### Information provided
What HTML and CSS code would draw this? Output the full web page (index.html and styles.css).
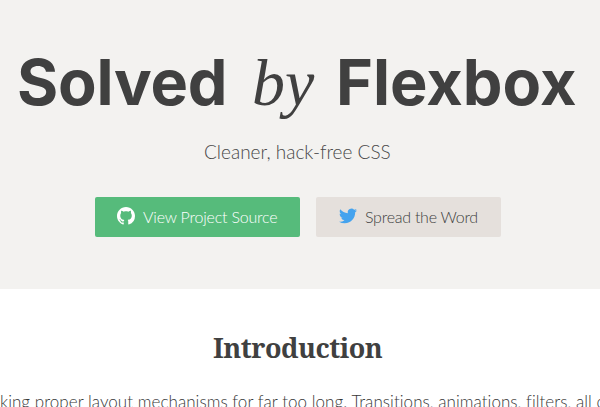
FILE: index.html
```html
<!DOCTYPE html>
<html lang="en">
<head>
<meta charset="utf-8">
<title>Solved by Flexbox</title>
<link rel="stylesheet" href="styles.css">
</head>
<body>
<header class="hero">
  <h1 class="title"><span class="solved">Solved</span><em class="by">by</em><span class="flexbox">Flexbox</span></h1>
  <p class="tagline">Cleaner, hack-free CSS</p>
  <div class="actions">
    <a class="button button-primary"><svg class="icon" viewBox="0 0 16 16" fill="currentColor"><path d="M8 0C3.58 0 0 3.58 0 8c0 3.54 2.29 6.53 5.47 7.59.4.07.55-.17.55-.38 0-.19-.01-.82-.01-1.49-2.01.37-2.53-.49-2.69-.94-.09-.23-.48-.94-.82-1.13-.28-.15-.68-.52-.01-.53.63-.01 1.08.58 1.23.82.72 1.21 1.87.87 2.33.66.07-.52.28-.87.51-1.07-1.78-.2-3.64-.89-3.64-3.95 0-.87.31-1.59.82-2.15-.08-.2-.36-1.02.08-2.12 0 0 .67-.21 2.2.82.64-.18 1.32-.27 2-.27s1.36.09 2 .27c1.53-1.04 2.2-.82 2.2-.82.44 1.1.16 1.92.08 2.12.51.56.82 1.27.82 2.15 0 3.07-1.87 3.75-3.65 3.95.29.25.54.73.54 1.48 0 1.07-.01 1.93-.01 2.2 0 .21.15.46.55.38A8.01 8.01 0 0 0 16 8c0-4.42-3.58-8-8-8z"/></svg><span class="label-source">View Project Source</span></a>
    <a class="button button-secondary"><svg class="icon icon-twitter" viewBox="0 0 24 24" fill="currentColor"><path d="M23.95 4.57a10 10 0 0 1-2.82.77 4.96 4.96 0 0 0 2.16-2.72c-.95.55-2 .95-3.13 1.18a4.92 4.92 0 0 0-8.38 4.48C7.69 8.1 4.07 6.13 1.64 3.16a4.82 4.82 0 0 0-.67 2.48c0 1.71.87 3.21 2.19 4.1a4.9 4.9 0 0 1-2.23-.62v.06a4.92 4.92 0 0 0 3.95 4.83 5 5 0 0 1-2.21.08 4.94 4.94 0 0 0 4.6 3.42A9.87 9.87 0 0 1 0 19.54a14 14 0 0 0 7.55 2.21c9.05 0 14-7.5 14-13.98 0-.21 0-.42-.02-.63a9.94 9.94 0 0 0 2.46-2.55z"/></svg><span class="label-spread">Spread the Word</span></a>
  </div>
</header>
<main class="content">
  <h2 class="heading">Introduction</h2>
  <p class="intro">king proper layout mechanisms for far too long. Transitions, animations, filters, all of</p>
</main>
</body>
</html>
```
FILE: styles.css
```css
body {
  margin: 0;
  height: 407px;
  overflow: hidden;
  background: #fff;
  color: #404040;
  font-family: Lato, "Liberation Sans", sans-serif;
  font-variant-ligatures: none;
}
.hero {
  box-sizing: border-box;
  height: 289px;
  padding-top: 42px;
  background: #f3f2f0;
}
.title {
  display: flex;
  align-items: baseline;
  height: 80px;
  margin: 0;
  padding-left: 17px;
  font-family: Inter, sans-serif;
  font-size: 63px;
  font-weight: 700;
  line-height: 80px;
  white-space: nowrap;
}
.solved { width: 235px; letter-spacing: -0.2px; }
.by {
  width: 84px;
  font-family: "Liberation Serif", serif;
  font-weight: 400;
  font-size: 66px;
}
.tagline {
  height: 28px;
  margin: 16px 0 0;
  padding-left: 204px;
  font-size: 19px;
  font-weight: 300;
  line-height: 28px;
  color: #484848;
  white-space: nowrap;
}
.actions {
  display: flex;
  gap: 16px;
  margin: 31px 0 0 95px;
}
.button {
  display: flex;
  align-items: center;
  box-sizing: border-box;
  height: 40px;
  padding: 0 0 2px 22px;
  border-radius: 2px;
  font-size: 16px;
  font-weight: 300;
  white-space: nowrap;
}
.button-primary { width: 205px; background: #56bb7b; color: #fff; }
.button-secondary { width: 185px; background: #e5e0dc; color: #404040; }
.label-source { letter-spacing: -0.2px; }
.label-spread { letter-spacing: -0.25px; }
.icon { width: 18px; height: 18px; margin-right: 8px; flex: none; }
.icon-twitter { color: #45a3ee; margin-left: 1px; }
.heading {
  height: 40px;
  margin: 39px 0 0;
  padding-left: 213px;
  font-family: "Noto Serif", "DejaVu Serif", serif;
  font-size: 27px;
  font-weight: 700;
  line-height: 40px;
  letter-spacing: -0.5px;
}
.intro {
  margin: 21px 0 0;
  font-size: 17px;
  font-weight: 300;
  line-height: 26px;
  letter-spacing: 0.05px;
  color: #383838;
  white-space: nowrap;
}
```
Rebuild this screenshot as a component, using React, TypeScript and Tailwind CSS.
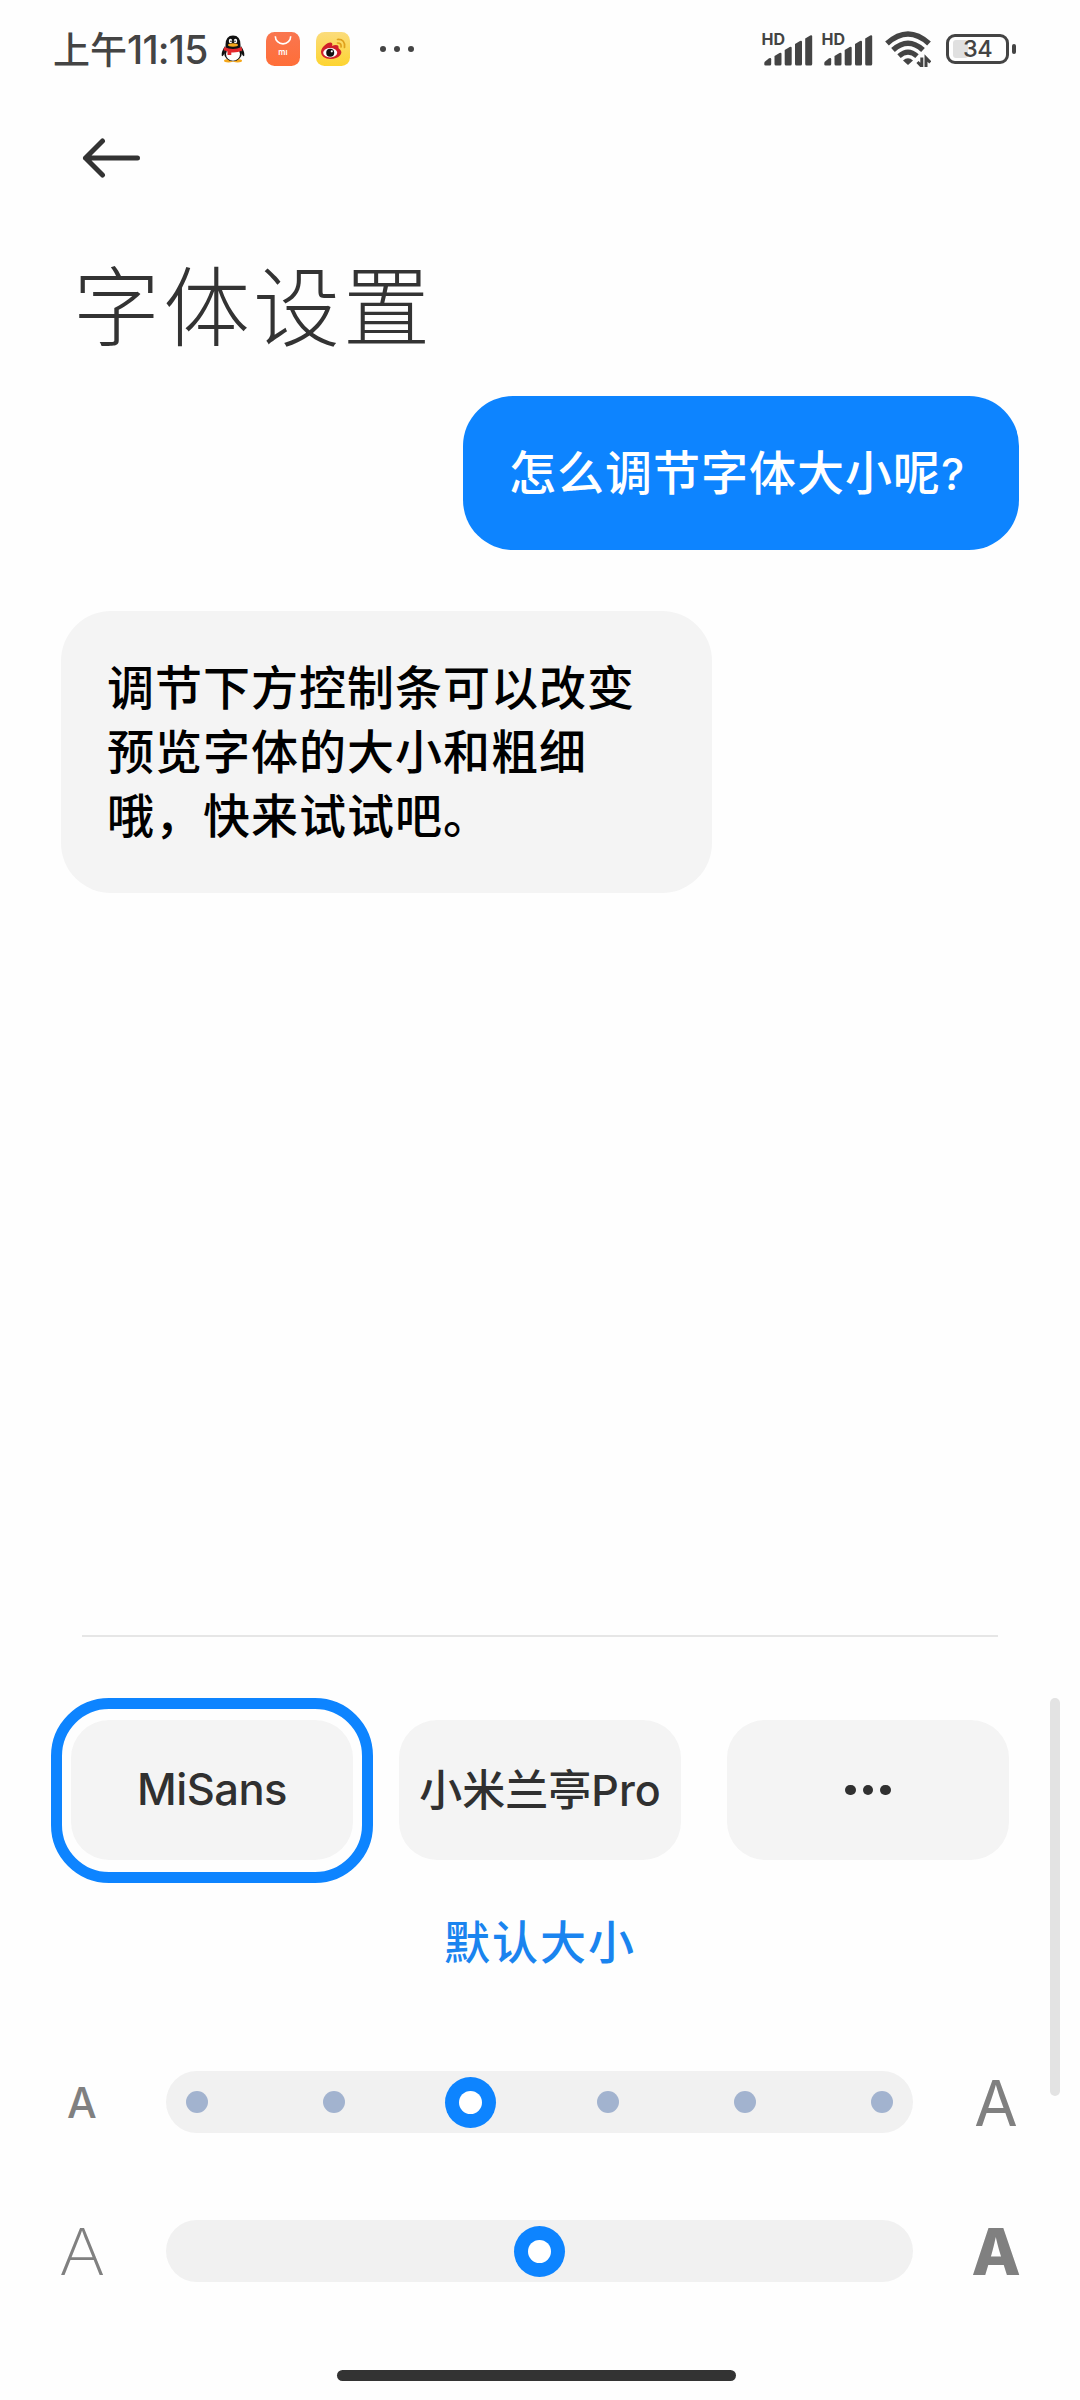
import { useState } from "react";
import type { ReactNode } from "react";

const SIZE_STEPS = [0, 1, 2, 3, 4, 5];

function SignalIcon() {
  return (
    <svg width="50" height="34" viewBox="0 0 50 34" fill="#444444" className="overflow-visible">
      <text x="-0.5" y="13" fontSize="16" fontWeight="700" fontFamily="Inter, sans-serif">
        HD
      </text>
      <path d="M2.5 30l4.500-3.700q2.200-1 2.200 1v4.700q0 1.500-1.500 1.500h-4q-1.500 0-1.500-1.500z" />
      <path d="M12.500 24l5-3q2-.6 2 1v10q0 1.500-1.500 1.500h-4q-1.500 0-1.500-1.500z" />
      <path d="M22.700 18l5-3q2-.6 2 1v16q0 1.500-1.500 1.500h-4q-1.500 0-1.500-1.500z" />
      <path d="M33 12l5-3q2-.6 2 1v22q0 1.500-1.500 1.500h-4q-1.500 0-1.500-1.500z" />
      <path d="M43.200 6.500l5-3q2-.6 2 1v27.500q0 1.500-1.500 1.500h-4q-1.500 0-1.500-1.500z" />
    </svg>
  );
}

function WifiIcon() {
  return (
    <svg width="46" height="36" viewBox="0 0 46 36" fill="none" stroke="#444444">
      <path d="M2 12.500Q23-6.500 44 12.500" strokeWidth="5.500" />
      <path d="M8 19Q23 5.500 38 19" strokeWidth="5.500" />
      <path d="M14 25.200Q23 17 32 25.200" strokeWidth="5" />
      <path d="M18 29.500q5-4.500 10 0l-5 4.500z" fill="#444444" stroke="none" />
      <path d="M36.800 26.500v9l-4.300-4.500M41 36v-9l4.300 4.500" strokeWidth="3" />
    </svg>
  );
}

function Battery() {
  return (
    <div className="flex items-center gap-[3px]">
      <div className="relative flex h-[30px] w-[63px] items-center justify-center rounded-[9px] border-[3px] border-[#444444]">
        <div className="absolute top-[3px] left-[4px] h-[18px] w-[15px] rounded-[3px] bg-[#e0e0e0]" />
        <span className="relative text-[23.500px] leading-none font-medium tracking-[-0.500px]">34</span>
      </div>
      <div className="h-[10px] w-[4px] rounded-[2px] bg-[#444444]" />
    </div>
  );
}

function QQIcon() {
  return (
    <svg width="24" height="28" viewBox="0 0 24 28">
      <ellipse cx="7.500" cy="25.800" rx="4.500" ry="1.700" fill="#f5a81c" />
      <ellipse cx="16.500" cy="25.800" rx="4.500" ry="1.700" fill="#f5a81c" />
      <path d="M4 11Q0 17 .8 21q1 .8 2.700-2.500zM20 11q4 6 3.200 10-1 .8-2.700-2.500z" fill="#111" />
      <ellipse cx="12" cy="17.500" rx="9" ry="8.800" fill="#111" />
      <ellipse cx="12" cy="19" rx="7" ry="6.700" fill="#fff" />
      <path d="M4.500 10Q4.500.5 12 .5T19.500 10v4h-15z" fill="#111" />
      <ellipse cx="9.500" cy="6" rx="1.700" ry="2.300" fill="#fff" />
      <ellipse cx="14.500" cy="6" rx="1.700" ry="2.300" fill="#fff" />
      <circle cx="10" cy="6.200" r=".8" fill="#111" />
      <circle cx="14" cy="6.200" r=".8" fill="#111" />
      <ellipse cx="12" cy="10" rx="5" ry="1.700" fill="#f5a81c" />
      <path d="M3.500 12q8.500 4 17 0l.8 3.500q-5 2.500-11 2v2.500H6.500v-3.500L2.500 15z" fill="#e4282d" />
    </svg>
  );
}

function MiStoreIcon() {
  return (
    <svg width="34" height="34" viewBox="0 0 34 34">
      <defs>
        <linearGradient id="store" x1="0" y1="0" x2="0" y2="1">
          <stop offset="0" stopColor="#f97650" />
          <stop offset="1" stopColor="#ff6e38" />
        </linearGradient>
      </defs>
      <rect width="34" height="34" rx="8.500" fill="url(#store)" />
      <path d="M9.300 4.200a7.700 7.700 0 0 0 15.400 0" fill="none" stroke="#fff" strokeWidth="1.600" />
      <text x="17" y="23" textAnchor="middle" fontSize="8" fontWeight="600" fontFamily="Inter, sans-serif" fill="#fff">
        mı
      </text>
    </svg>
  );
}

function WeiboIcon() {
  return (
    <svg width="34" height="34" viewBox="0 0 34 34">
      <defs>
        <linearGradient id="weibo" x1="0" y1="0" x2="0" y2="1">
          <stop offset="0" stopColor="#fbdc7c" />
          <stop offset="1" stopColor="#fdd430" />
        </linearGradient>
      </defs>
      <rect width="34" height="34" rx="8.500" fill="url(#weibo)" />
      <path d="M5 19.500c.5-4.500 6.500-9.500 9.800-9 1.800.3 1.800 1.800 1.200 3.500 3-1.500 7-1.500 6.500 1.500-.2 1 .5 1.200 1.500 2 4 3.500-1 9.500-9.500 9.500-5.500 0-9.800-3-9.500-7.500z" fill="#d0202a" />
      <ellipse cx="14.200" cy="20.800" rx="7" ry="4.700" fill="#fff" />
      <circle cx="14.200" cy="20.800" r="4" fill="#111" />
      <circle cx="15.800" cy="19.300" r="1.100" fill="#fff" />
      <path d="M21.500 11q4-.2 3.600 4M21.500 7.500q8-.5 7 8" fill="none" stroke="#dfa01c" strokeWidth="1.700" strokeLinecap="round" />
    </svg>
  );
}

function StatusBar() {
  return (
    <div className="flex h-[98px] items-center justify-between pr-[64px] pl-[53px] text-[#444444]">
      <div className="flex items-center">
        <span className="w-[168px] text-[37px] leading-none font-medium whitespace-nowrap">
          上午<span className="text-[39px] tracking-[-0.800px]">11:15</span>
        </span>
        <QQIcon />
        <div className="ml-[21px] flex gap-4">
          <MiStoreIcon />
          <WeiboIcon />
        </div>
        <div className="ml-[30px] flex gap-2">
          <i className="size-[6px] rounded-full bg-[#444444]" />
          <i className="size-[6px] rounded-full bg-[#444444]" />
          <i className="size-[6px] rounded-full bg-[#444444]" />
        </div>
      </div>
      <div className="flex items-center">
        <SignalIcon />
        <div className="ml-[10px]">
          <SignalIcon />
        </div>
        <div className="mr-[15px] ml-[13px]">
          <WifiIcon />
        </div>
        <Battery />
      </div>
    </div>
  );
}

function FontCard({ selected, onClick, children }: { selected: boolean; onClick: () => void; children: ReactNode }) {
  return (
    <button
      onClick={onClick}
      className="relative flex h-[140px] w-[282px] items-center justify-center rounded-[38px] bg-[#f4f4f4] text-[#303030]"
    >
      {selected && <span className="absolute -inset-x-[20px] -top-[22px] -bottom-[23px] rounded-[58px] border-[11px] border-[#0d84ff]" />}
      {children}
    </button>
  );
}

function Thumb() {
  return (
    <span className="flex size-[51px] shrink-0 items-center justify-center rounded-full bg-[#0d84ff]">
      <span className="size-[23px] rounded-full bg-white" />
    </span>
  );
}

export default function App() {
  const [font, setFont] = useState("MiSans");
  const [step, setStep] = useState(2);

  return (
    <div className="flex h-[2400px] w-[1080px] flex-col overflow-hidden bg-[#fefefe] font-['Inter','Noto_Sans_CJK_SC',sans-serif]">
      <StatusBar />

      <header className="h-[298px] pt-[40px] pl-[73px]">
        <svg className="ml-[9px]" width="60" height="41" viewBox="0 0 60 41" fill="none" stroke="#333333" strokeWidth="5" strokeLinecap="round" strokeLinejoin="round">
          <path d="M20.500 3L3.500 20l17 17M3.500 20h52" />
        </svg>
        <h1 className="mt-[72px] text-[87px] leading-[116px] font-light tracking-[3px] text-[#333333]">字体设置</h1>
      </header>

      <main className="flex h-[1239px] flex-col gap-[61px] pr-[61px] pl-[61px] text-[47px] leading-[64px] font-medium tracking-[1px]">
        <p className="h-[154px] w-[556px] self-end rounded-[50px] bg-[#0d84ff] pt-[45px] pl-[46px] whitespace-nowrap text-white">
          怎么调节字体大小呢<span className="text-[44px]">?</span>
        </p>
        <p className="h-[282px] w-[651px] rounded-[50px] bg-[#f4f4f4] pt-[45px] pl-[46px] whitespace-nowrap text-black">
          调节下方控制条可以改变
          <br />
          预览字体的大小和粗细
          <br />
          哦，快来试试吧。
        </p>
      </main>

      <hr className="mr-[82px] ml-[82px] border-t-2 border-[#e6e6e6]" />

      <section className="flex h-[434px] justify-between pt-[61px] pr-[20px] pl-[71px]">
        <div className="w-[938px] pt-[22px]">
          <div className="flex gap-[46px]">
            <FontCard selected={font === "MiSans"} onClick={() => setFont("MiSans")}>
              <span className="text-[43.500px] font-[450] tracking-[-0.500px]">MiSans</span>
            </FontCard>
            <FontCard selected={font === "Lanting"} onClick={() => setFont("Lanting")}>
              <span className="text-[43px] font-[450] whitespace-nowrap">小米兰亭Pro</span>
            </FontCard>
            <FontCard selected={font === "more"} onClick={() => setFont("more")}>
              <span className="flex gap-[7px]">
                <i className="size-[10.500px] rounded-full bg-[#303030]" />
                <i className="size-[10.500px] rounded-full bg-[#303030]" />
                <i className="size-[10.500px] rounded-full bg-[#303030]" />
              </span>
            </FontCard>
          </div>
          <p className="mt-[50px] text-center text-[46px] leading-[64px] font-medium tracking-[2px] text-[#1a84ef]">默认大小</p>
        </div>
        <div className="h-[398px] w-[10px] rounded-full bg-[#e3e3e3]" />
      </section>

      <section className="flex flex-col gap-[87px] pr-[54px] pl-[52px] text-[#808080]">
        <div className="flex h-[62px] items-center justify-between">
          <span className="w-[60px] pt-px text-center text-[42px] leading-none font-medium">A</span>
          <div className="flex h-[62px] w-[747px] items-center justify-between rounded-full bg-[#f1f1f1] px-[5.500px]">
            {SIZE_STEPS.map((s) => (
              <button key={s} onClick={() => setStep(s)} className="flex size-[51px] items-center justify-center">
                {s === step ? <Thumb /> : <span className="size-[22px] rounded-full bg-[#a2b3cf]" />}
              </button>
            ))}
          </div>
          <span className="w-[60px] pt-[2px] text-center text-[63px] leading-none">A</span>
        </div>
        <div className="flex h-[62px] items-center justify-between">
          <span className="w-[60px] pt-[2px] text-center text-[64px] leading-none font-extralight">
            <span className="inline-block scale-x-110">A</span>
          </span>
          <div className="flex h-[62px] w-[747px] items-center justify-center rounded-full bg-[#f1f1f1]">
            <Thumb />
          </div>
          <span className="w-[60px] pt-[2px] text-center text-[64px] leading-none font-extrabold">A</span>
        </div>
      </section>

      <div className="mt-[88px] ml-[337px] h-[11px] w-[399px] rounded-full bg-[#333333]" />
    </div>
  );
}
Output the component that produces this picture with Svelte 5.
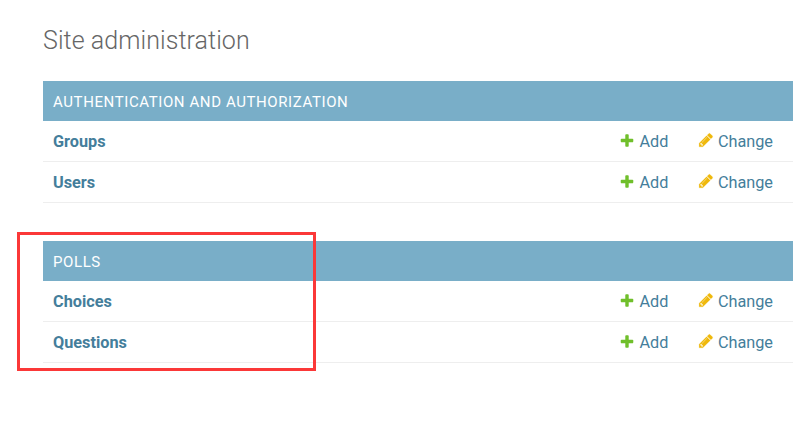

### Task to carry out
Repeat, with no pictures, exactly the lines from the one containing "Rebuild this screenshot" through the one containing "const SIZE_STEPS = [0, 1, 2, 3, 4, 5];", the first and last included.

### Response
Rebuild this screenshot as a component, using React, TypeScript and Tailwind CSS.
import { useState } from "react";
import type { ReactNode } from "react";

const SIZE_STEPS = [0, 1, 2, 3, 4, 5];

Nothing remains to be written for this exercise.